Problem Statement

The guy at DCP send you daily problem to solve asked by top company interview, here is 2nd Problem

Given an array of integers, return a new array such that each element at index I of the new array is the product of all the numbers in the original array except the one at i.

For example, if our input was [1, 2, 3, 4, 5], the expected output would be [120, 60, 40, 30, 24]. If our input was [3, 2, 1], the expected output would be [2, 3, 6].

Follow-up: what if you can’t use division?

Approach

So let’s take brute force approach and multiply every number in the array by running an outer and inner loop except index of the outer and inner loop is equal

class Solution:
    @staticmethod
    def dcp2(nums):
        if(len(nums) == 1):
            return nums
        result = [0]*len(nums)
        for i in range(len(nums)):
            new_value = 1;
            for j in range(len(nums)):
                new_value *= nums[j] if i != j else 1
            result[i] = new_value
        return result;

As you can clearly see that we are using two loops here and so our program time complexity is O(n²)

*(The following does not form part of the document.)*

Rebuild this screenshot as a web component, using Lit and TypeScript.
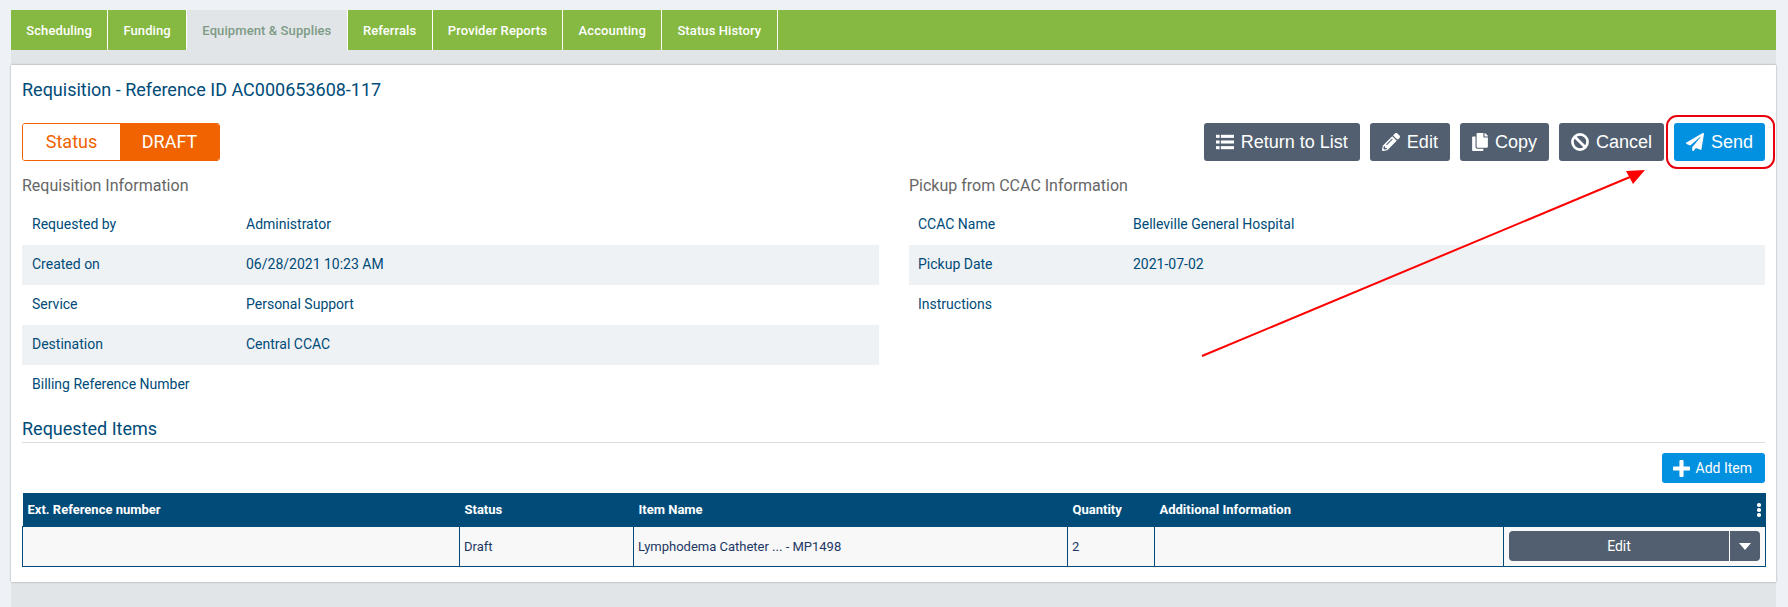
import { LitElement, html, css, svg } from "lit";
import { customElement } from "lit/decorators.js";

const ICONS = {
  list: svg`<svg class="ic" viewBox="0 0 20 18"><rect x="0" y="1" width="4" height="3.4"/><rect x="5.4" y="1" width="14.6" height="3.4"/><rect x="0" y="7.3" width="4" height="3.4"/><rect x="5.4" y="7.3" width="14.6" height="3.4"/><rect x="0" y="13.6" width="4" height="3.4"/><rect x="5.4" y="13.6" width="14.6" height="3.4"/></svg>`,
  pencil: svg`<svg class="ic" viewBox="0 0 512 512"><path d="M497.9 142.1l-46.1 46.1c-4.7 4.7-12.3 4.7-17 0l-111-111c-4.7-4.7-4.7-12.3 0-17l46.1-46.1c18.7-18.7 49.1-18.7 67.9 0l60.1 60.1c18.8 18.7 18.8 49.1 0 67.9zM284.2 99.8L21.6 362.4.4 483.9c-2.9 16.4 11.4 30.6 27.8 27.8l121.5-21.3 262.6-262.6c4.7-4.7 4.7-12.3 0-17l-111-111c-4.8-4.7-12.4-4.7-17.1 0zM124.1 339.9c-5.5-5.5-5.5-14.3 0-19.8l154-154c5.5-5.5 14.3-5.5 19.8 0s5.5 14.3 0 19.8l-154 154c-5.5 5.5-14.3 5.5-19.8 0zM88 424h48v36.3l-64.5 11.3-31.1-31.1L51.7 376H88v48z"/></svg>`,
  copy: svg`<svg class="ic narrow" viewBox="0 0 448 512"><path d="M320 448v40c0 13.255-10.745 24-24 24H24c-13.255 0-24-10.745-24-24V120c0-13.255 10.745-24 24-24h72v296c0 30.879 25.121 56 56 56h168zm0-344V0H152c-13.255 0-24 10.745-24 24v368c0 13.255 10.745 24 24 24h272c13.255 0 24-10.745 24-24V128H344c-13.2 0-24-10.8-24-24zm120.971-31.029L375.029 7.029A24 24 0 0 0 358.059 0H352v96h96v-6.059a24 24 0 0 0-7.029-16.97z"/></svg>`,
  ban: svg`<svg class="ic" viewBox="0 0 20 20"><circle cx="10" cy="10" r="8.4" fill="none" stroke="#fff" stroke-width="3"/><path d="M4.4 4.4 15.6 15.6" stroke="#fff" stroke-width="3"/></svg>`,
  send: svg`<svg class="ic" viewBox="0 0 512 512"><path d="M476 3.2L12.5 270.6c-18.1 10.4-15.8 35.6 2.2 43.2L121 358.4l287.3-253.2c5.5-4.9 13.3 2.6 8.6 8.3L176 407v80.5c0 23.6 28.5 32.9 42.5 15.8L282 426l124.6 52.2c14.2 6 30.4-2.9 33-18.2l72-432C515 7.8 493.3-6.8 476 3.2z"/></svg>`,
  plus: svg`<svg class="ic-plus" viewBox="0 0 18 18"><rect x="6.8" y="0" width="4.4" height="18" rx="1"/><rect x="0" y="6.8" width="18" height="4.4" rx="1"/></svg>`,
};

const TABS = ["Scheduling", "Funding", "Equipment & Supplies", "Referrals", "Provider Reports", "Accounting", "Status History"];
const LEFT: [string, string][] = [
  ["Requested by", "Administrator"],
  ["Created on", "06/28/2021 10:23 AM"],
  ["Service", "Personal Support"],
  ["Destination", "Central CCAC"],
  ["Billing Reference Number", ""],
];
const RIGHT: [string, string][] = [
  ["CCAC Name", "Belleville General Hospital"],
  ["Pickup Date", "2021-07-02"],
  ["Instructions", ""],
];

@customElement("app-root")
export class AppRoot extends LitElement {
  static styles = css`
    :host { display: block; position: relative; background: #eef1f5; height: 607px; overflow: hidden; font-family: Roboto, sans-serif; color: #004b78; }
    .page { margin: 0 12px 0 11px; padding-top: 10px; height: 597px; }
    .inner { background: #e1e5e8; height: 597px; }
    .tabs { display: flex; height: 40px; background: #85b941; }
    .tab { display: flex; align-items: center; padding: 0 15.25px; font-size: 13px; font-weight: 500; letter-spacing: 0.1px; color: #fff; border-right: 1px solid #fff; white-space: nowrap; }
    .tab.active { background: #e1e5e8; color: #7d9b85; }
    .panel { margin-top: 15px; height: 517px; box-sizing: border-box; background: #fff; box-shadow: 0 0 2px rgba(0,0,0,.35); padding: 13px 11px 0 11px; }
    .title { font-size: 18px; line-height: 24px; height: 24px; margin-bottom: 21px; }
    .toolbar { display: flex; justify-content: space-between; height: 38px; }
    .status { display: flex; height: 38px; box-sizing: border-box; font-size: 18px; border: 1px solid #f06300; border-radius: 3px; overflow: hidden; width: 198px; }
    .status span { display: flex; align-items: center; justify-content: center; padding-bottom: 1px; }
    .status .k { color: #f06300; background: #fff; width: 97px; }
    .status .v { color: #fff; background: #f06300; flex: 1; }
    .actions { display: flex; gap: 10px; }
    .btn { display: flex; align-items: center; gap: 7px; height: 38px; box-sizing: border-box; padding: 0 12px 0 12px; background: #515f70; color: #fff; border-radius: 3px; font-family: "Liberation Sans", Arial, sans-serif; font-size: 18px; }
    .btn.blue { background: #0290e0; }
    .ic { width: 18px; height: 18px; fill: #fff; flex: none; }
    .ic.narrow { width: 16px; }
    .ic-plus { width: 17px; height: 17px; fill: #fff; flex: none; }
    .cols { display: grid; grid-template-columns: 857px 856px; column-gap: 30px; margin-top: 15px; height: 241px; }
    h3 { margin: 0 0 9px; font-size: 16px; line-height: 20px; height: 20px; font-weight: 400; color: #666; }
    .row { display: grid; height: 40px; align-items: center; font-size: 14px; padding-bottom: 2px; box-sizing: border-box; }
    .left .row { grid-template-columns: 214px 1fr; padding-left: 10px; }
    .right .row { grid-template-columns: 215px 1fr; padding-left: 9px; }
    .row:nth-of-type(even) { background: #eff2f5; }
    .items { font-size: 18px; line-height: 24px; height: 25px; border-bottom: 1px solid #ddd; font-weight: 400; }
    .add-row { display: flex; justify-content: flex-end; margin: 10px 0; }
    .add { display: flex; align-items: center; gap: 6px; height: 30px; padding: 0 13px 0 11px; box-sizing: border-box; background: #0290e0; color: #fff; border-radius: 3px; font-size: 14px; }
    table { border-collapse: collapse; table-layout: fixed; width: 1743px; font-size: 13px; }
    .c1 { width: 437px; } .c2 { width: 174px; } .c3 { width: 434px; } .c4 { width: 87px; } .c5 { width: 349px; } .c6 { width: 262px; }
    thead tr { background: #004b78; height: 33px; }
    th { text-align: left; color: #fff; font-weight: 700; padding: 0 5px; position: relative; }
    tbody tr { background: #f8f8f8; height: 40px; }
    td { border: 1px solid #004b78; padding: 0 4px; color: #1c3764; }
    td.act { padding: 0 5px; }
    .kebab { display: flex; flex-direction: column; gap: 1.5px; position: absolute; right: 5px; top: 10px; }
    .kebab i { width: 3.5px; height: 3.5px; background: #fff; border-radius: 50%; }
    .split { display: flex; height: 30px; border-radius: 4px; overflow: hidden; background: #515f70; color: #fff; font-size: 14px; }
    .split .main { flex: 1; display: flex; align-items: center; justify-content: center; border-right: 1px solid #fff; }
    .split .caret { width: 30px; display: flex; align-items: center; justify-content: center; }
    .caret b { width: 0; height: 0; border-left: 6px solid transparent; border-right: 6px solid transparent; border-top: 7px solid #fff; }
    .annot { position: absolute; left: 0; top: 0; pointer-events: none; }
  `;

  render() {
    return html`
      <div class="page"><div class="inner">
        <div class="tabs">
          ${TABS.map((t, i) => html`<div class="tab ${i === 2 ? "active" : ""}">${t}</div>`)}
        </div>
        <div class="panel">
          <div class="title">Requisition - Reference ID AC000653608-117</div>
          <div class="toolbar">
            <div class="status"><span class="k">Status</span><span class="v">DRAFT</span></div>
            <div class="actions">
              <div class="btn">${ICONS.list}Return to List</div>
              <div class="btn">${ICONS.pencil}Edit</div>
              <div class="btn">${ICONS.copy}Copy</div>
              <div class="btn">${ICONS.ban}Cancel</div>
              <div class="btn blue">${ICONS.send}Send</div>
            </div>
          </div>
          <div class="cols">
            <div class="left">
              <h3>Requisition Information</h3>
              ${LEFT.map(([k, v]) => html`<div class="row"><span>${k}</span><span>${v}</span></div>`)}
            </div>
            <div class="right">
              <h3>Pickup from CCAC Information</h3>
              ${RIGHT.map(([k, v]) => html`<div class="row"><span>${k}</span><span>${v}</span></div>`)}
            </div>
          </div>
          <div class="items">Requested Items</div>
          <div class="add-row"><div class="add">${ICONS.plus}Add Item</div></div>
          <table>
            <colgroup><col class="c1" /><col class="c2" /><col class="c3" /><col class="c4" /><col class="c5" /><col class="c6" /></colgroup>
            <thead><tr>
              <th>Ext. Reference number</th><th>Status</th><th>Item Name</th><th>Quantity</th><th>Additional Information</th>
              <th><span class="kebab"><i></i><i></i><i></i></span></th>
            </tr></thead>
            <tbody><tr>
              <td></td><td>Draft</td><td>Lymphodema Catheter ... - MP1498</td><td>2</td><td></td>
              <td class="act"><div class="split"><div class="main">Edit</div><div class="caret"><b></b></div></div></td>
            </tr></tbody>
          </table>
        </div>
      </div></div>
      <svg class="annot" width="1788" height="607" viewBox="0 0 1788 607">
        <rect x="1667" y="116" width="107" height="52" rx="10" fill="none" stroke="#e8000d" stroke-width="2"/>
        <path d="M1202 356 L1630 177" stroke="#f00" stroke-width="2" fill="none"/>
        <path d="M1645 170 L1626 171 L1633 184 Z" fill="#f00"/>
      </svg>
    `;
  }
}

So let’s optimize our method for O(n) time complexity

• To get such multiplication at the index we need to (multiple of all number of left i) * (multiple of all number of right of i)
• To keep track of multiplication till left and multiplication till right we will use an extra space

Time for Code

class Solution:
    @staticmethod
    def dcp2(nums):
        if(len(nums) == 1):
            return nums
        left_multiply = [1]
        right_multiply = [1]
        num_length = len(nums)
        for i in range(1, num_length):
            left_multiply.append(left_multiply[i-1]*nums[i-1])
            right_multiply.append(right_multiply[i-1]*nums[num_length-i])
        right_multiply = right_multiply[::-1]
        for i in range(num_length):
            nums[i] = left_multiply[i] * right_multiply[i]
        return(nums)